To a large number, the ministry of preaching is primary. Rainer writes, “The leaders whose churches are reaching the unchurched are passionate about preaching.” They list preaching as “their most exciting and challenging task.” They give ample time to preparation. In fact, this note concerning the centrality of preaching and doctrinal teaching is so prominent throughout the book that a whole chapter is devoted to preaching at the end. These leaders have a conservative, Biblical theology about the lost and a passion to reach them, a passion that is contagious to their churches.
This book could be useful as a tool for pastors or lay leaders who are restless about the drift of our society away from the church. It contains 40 pages of indices laying out the materials used in the study. Some of these could be adapted for local church use with great benefit.

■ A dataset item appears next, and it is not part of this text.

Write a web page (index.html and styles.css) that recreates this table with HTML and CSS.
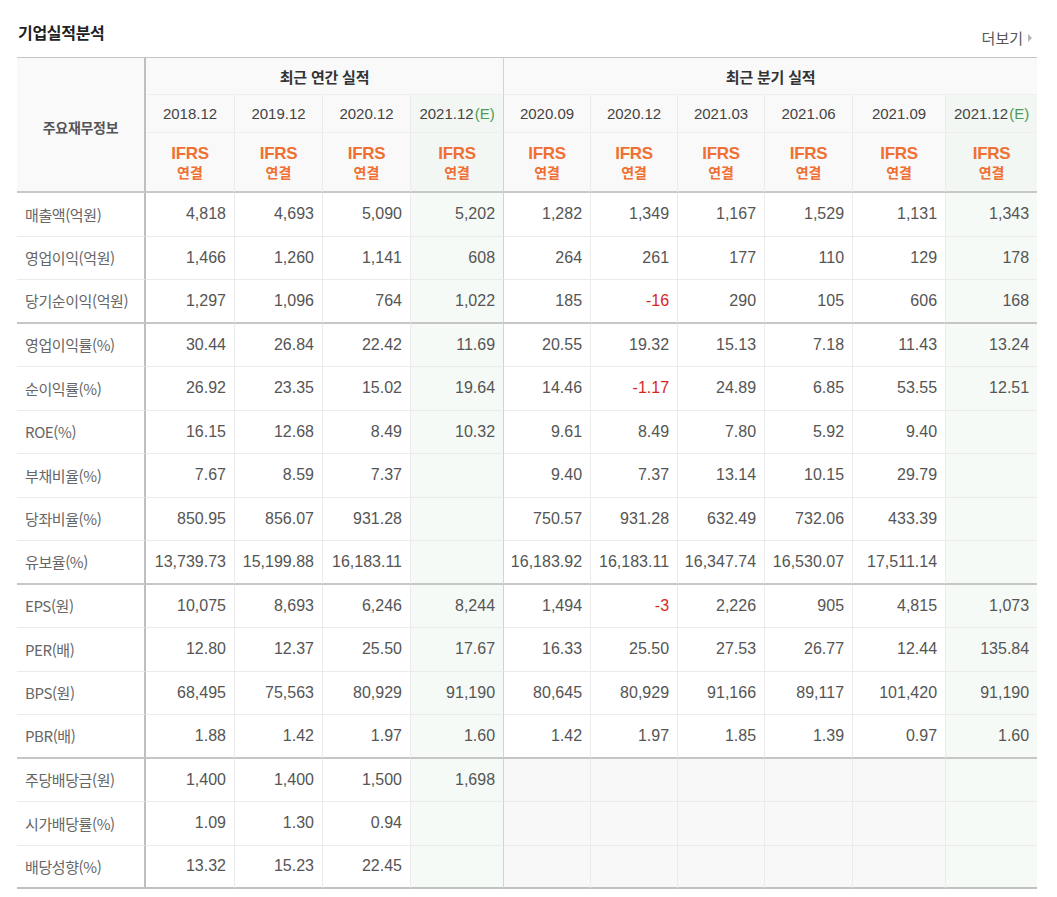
FILE: index.html
```html
<!DOCTYPE html>
<html lang="ko">
<head>
<meta charset="utf-8">
<title>기업실적분석</title>
<link rel="stylesheet" href="styles.css">
</head>
<body>
<div class="wrap">
  <div class="head">
    <h2 class="title">기업실적분석</h2>
    <a class="more" href="#">더보기<span class="arr"></span></a>
  </div>
  <table class="perf">
    <colgroup>
      <col style="width:129px"><col style="width:89px"><col style="width:88px"><col style="width:88px"><col style="width:93px">
      <col style="width:87px"><col style="width:87px"><col style="width:87px"><col style="width:88px"><col style="width:93px"><col style="width:91px">
    </colgroup>
    <thead>
      <tr class="h1">
        <th class="lab" rowspan="3">주요재무정보</th>
        <th class="grp gend" colspan="4">최근 연간 실적</th>
        <th class="grp last" colspan="6">최근 분기 실적</th>
      </tr>
      <tr class="h2">
        <th>2018.12</th><th>2019.12</th><th>2020.12</th><th class="est gend">2021.12<span class="e">(E)</span></th>
        <th>2020.09</th><th>2020.12</th><th>2021.03</th><th>2021.06</th><th>2021.09</th><th class="est last">2021.12<span class="e">(E)</span></th>
      </tr>
      <tr class="h3">
        <th><span class="ifrs">IFRS</span><span class="yg">연결</span></th>
        <th><span class="ifrs">IFRS</span><span class="yg">연결</span></th>
        <th><span class="ifrs">IFRS</span><span class="yg">연결</span></th>
        <th class="est gend"><span class="ifrs">IFRS</span><span class="yg">연결</span></th>
        <th><span class="ifrs">IFRS</span><span class="yg">연결</span></th>
        <th><span class="ifrs">IFRS</span><span class="yg">연결</span></th>
        <th><span class="ifrs">IFRS</span><span class="yg">연결</span></th>
        <th><span class="ifrs">IFRS</span><span class="yg">연결</span></th>
        <th><span class="ifrs">IFRS</span><span class="yg">연결</span></th>
        <th class="est last"><span class="ifrs">IFRS</span><span class="yg">연결</span></th>
      </tr>
    </thead>
    <tbody>
      <tr><th class="lab">매출액(억원)</th><td>4,818</td><td>4,693</td><td>5,090</td><td class="est gend">5,202</td><td>1,282</td><td>1,349</td><td>1,167</td><td>1,529</td><td>1,131</td><td class="est last">1,343</td></tr>
      <tr><th class="lab">영업이익(억원)</th><td>1,466</td><td>1,260</td><td>1,141</td><td class="est gend">608</td><td>264</td><td>261</td><td>177</td><td>110</td><td>129</td><td class="est last">178</td></tr>
      <tr class="sep"><th class="lab">당기순이익(억원)</th><td>1,297</td><td>1,096</td><td>764</td><td class="est gend">1,022</td><td>185</td><td class="neg">-16</td><td>290</td><td>105</td><td>606</td><td class="est last">168</td></tr>
      <tr><th class="lab">영업이익률(%)</th><td>30.44</td><td>26.84</td><td>22.42</td><td class="est gend">11.69</td><td>20.55</td><td>19.32</td><td>15.13</td><td>7.18</td><td>11.43</td><td class="est last">13.24</td></tr>
      <tr><th class="lab">순이익률(%)</th><td>26.92</td><td>23.35</td><td>15.02</td><td class="est gend">19.64</td><td>14.46</td><td class="neg">-1.17</td><td>24.89</td><td>6.85</td><td>53.55</td><td class="est last">12.51</td></tr>
      <tr><th class="lab">ROE(%)</th><td>16.15</td><td>12.68</td><td>8.49</td><td class="est gend">10.32</td><td>9.61</td><td>8.49</td><td>7.80</td><td>5.92</td><td>9.40</td><td class="est last"></td></tr>
      <tr><th class="lab">부채비율(%)</th><td>7.67</td><td>8.59</td><td>7.37</td><td class="est gend"></td><td>9.40</td><td>7.37</td><td>13.14</td><td>10.15</td><td>29.79</td><td class="est last"></td></tr>
      <tr><th class="lab">당좌비율(%)</th><td>850.95</td><td>856.07</td><td>931.28</td><td class="est gend"></td><td>750.57</td><td>931.28</td><td>632.49</td><td>732.06</td><td>433.39</td><td class="est last"></td></tr>
      <tr class="sep"><th class="lab">유보율(%)</th><td>13,739.73</td><td>15,199.88</td><td>16,183.11</td><td class="est gend"></td><td>16,183.92</td><td>16,183.11</td><td>16,347.74</td><td>16,530.07</td><td>17,511.14</td><td class="est last"></td></tr>
      <tr><th class="lab">EPS(원)</th><td>10,075</td><td>8,693</td><td>6,246</td><td class="est gend">8,244</td><td>1,494</td><td class="neg">-3</td><td>2,226</td><td>905</td><td>4,815</td><td class="est last">1,073</td></tr>
      <tr><th class="lab">PER(배)</th><td>12.80</td><td>12.37</td><td>25.50</td><td class="est gend">17.67</td><td>16.33</td><td>25.50</td><td>27.53</td><td>26.77</td><td>12.44</td><td class="est last">135.84</td></tr>
      <tr><th class="lab">BPS(원)</th><td>68,495</td><td>75,563</td><td>80,929</td><td class="est gend">91,190</td><td>80,645</td><td>80,929</td><td>91,166</td><td>89,117</td><td>101,420</td><td class="est last">91,190</td></tr>
      <tr class="sep"><th class="lab">PBR(배)</th><td>1.88</td><td>1.42</td><td>1.97</td><td class="est gend">1.60</td><td>1.42</td><td>1.97</td><td>1.85</td><td>1.39</td><td>0.97</td><td class="est last">1.60</td></tr>
      <tr><th class="lab">주당배당금(원)</th><td>1,400</td><td>1,400</td><td>1,500</td><td class="est gend">1,698</td><td class="na"></td><td class="na"></td><td class="na"></td><td class="na"></td><td class="na"></td><td class="est last"></td></tr>
      <tr><th class="lab">시가배당률(%)</th><td>1.09</td><td>1.30</td><td>0.94</td><td class="est gend"></td><td class="na"></td><td class="na"></td><td class="na"></td><td class="na"></td><td class="na"></td><td class="est last"></td></tr>
      <tr class="end"><th class="lab">배당성향(%)</th><td>13.32</td><td>15.23</td><td>22.45</td><td class="est gend"></td><td class="na"></td><td class="na"></td><td class="na"></td><td class="na"></td><td class="na"></td><td class="est last"></td></tr>
    </tbody>
  </table>
</div>
</body>
</html>
```
FILE: styles.css
```css
html, body {
  margin: 0;
  padding: 0;
  background: #ffffff;
}
body {
  font-family: "Liberation Sans", "Noto Sans CJK KR", sans-serif;
  color: #555555;
}
.wrap {
  width: 1020px;
  padding-left: 17px;
}
.head {
  height: 57px;
  display: flex;
  justify-content: space-between;
  align-items: flex-start;
}
.title {
  margin: 0;
  padding-top: 22px;
  padding-left: 1px;
  font-family: "Noto Sans CJK KR", sans-serif;
  font-size: 16px;
  line-height: 20px;
  font-weight: 700;
  color: #222222;
  letter-spacing: -0.3px;
}
.more {
  margin-top: 29px;
  margin-right: 5px;
  font-family: "Noto Sans CJK KR", sans-serif;
  font-size: 15px;
  line-height: 18px;
  color: #555555;
  text-decoration: none;
  display: flex;
  align-items: center;
}
.arr {
  display: inline-block;
  width: 0;
  height: 0;
  margin-left: 5px;
  border-top: 4px solid transparent;
  border-bottom: 4px solid transparent;
  border-left: 4px solid #b5b5b5;
}
.perf {
  width: 1020px;
  table-layout: fixed;
  border-collapse: separate;
  border-spacing: 0;
}
.perf th, .perf td {
  box-sizing: border-box;
  padding: 0;
  border-right: 1px solid #ebebeb;
  border-bottom: 1px solid #ebebeb;
  vertical-align: middle;
}
.perf thead th {
  background: #f9f9f9;
  font-weight: normal;
  text-align: center;
}
.perf .h1 th {
  height: 38px;
  border-top: 1px solid #c6c6c6;
  border-bottom-color: #efefef;
}
.perf .grp {
  font-family: "Noto Sans CJK KR", sans-serif;
  font-size: 15px;
  font-weight: 700;
  color: #333333;
  letter-spacing: -0.2px;
}
.perf .h2 th {
  height: 38px;
  font-size: 15px;
  color: #444444;
  border-bottom-color: #efefef;
}
.perf .h2 .e {
  color: #4f9a55;
  margin-left: 1px;
}
.perf .h3 th {
  height: 60px;
  border-bottom: 2px solid #c8c8c8;
}
.ifrs, .yg {
  display: block;
  color: #f07033;
  font-weight: 700;
}
.ifrs {
  font-size: 17px;
  line-height: 19px;
  letter-spacing: -0.3px;
}
.yg {
  font-family: "Noto Sans CJK KR", sans-serif;
  font-size: 14px;
  line-height: 18px;
}
.perf thead th.lab {
  border-top: 1px solid #c6c6c6;
  border-right: 2px solid #bfbfbf;
  border-bottom: 2px solid #c8c8c8;
  font-family: "Noto Sans CJK KR", sans-serif;
  font-size: 14px;
  font-weight: 700;
  color: #555555;
  letter-spacing: -0.3px;
  padding-top: 4px;
}
.perf tbody th.lab {
  background: #ffffff;
  border-right: 2px solid #bfbfbf;
  text-align: left;
  padding-left: 8px;
  font-family: "Noto Sans CJK KR", sans-serif;
  font-size: 15px;
  font-weight: normal;
  color: #666666;
  letter-spacing: -0.4px;
  white-space: nowrap;
}
.perf tbody th, .perf tbody td {
  height: 43.5px;
}
.perf tbody td {
  text-align: right;
  padding-right: 8px;
  font-size: 16px;
  color: #555555;
  white-space: nowrap;
}
.perf thead th.est {
  background: #f2f7f4;
}
.perf tbody td.est {
  background: #f5faf7;
}
.perf tbody td.na {
  background: #f8f8f8;
}
.perf .gend {
  border-right-color: #d2d2d2;
}
.perf .last {
  border-right: none;
}
.perf td.neg {
  color: #d8261e;
}
.perf tbody tr.sep th, .perf tbody tr.sep td {
  border-bottom: 2px solid #c6c6c6;
}
.perf tbody tr.end th, .perf tbody tr.end td {
  border-bottom: 2px solid #c0c0c0;
}
```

I have gone through Rainer’s book carefully twice. It is at the same time encouraging and deeply convicting — encouraging in setting forth a picture of people everywhere who are ripe and reachable for the gospel, and convicting in raising the bar as to what a concerned pastor and church must do to develop a corporate life that will be attractive — even magnetic — to the unchurched. Every page has on it riveting information and insights that will open eyes wide to the challenge. To me, it is a seminal book.